En face du nom de chaque mois, Colas Baillieul a dessiné des « Pelotes de réjection » à partir « des slogans déversés par les médias durant les mois de la campagne ». Ou boulettes de déjections que les bousiers façonnent en les poussant ? Chaque être parlant mâche, avale, digère, excrète. Nous sommes tous des médias recyclés et recycleurs. Prélevé le 12 janvier dans un journal gratuit : « Les excréments du rhinocéros lui servent d’outil social. Les scientifiques suggèrent qu’ils se servent de leurs déjections comme de réseaux sociaux ». Chez les humains, l’inverse existe aussi.
Ce qui s’est enroulé en tête de chaque mois, pour l’illustrer d’un calligramme solaire, défile verticalement de page en page à droite, sur une bande grise : « antisystème – cliver – personnalité clivante – plutôt sympathique – le retour des mocassins à glands » — Rappelons ici le titre de la première de Charlie hebdo le 30 novembre 2016 : « Les réacs ont choisi … leur mocassin à glands », ceux-ci remplaçant les sourcils de Fillon sur le dessin de Juin— « fake news – post-vérité – caricature – voter pour évacuer – faits alternatifs – emploi fictif – populisme – blanchir – réhabiliter – gauche utopique – gauches irréconciliables – s’en laver les mains – monté en épingle – attaché parlementaire – Pénélope gate – méchantes officines – lynchage médiatique – (…) ». Cette bande restitue à la fois un déroulement chronologique et un enroulement dans les consciences. En nous replongeant dans le flux, le livre interroge sur ce qu’il charrie.

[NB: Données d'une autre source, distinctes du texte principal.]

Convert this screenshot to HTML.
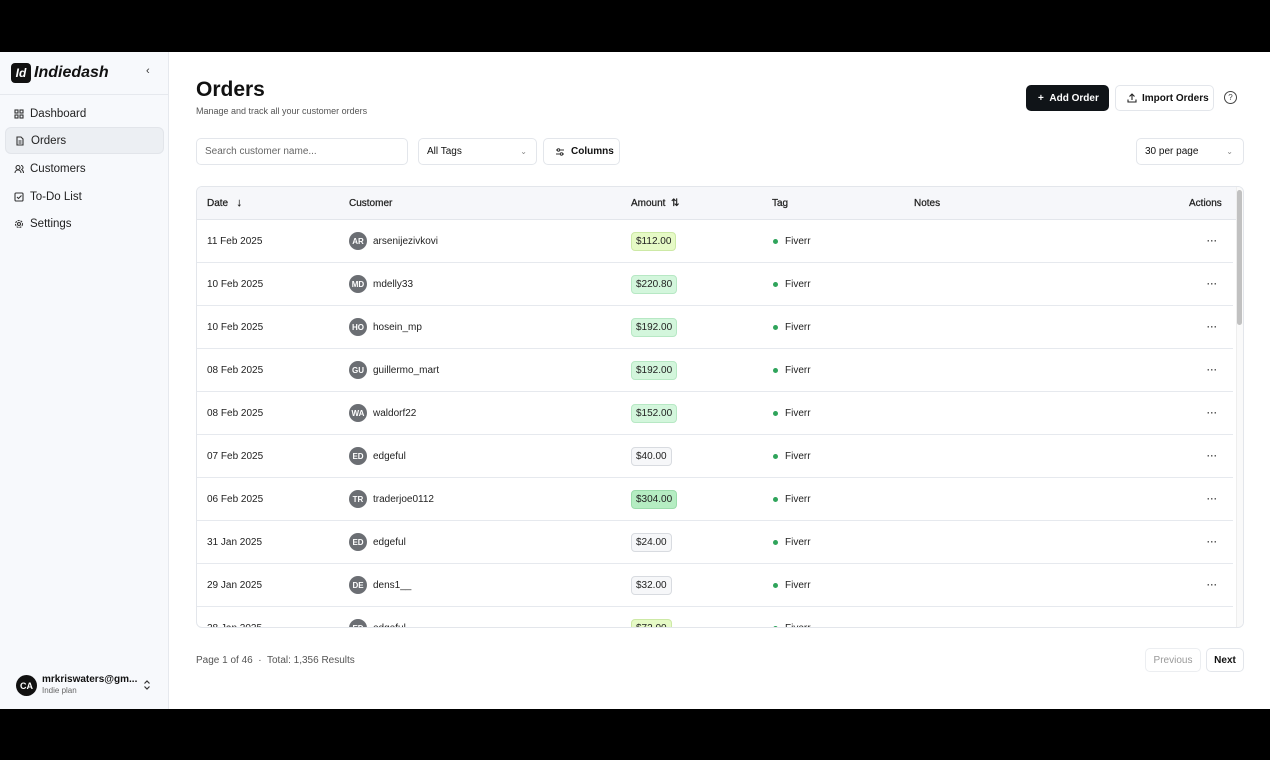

Horizontalement, les répliques isolées ou dialoguées sont toujours précédées de la mention, en italiques, du lieu et du personnage : plombier, facteur, Laurent Bon dans un journal, Patrick Jean-Baptiste à la radio, Amjad Etry, poète syrien réfugié à Marseille, gens rencontrés sur le marché, à la terrasse d’un café, dans une manif. Chacun pousse, comme on dit « sa chansonnette », sa boulette qui, même puante, ne l’écrase pas. Nul ne se confond avec l’événement auquel il participe, le personnage qu’il joue, la brève de comptoir qui lui échappe, la ritournelle qu’il reprend. Traitement collectif d’un phénomène collectif, ce livre en décolle, en dépoisse, libère ces organes de la lecture que le bain politico-médiatique risque d’engourdir, de paralyser. Une auxiliaire de vie à domicile : « La politique ne m’intéresse pas, je préfère lire. Je lis Proust en ce moment, avant je n’aimais pas Proust mais grâce à vous je l’aime. Beaucoup n’aiment pas Proust car ils ne savent pas le lire ». Une jeune fille : « C’est drôle comme j’ai aimé le lire ce livre-là. D’habitude ça me gonfle de lire mais là j’ai lu d’un coup jusqu’à la page 88. Je vais aller au théâtre voir la pièce je suis trop contente. Rhinocéros ça me plaît, c’est la vie, c’est ce qu’on vit, la même chose, vraiment ».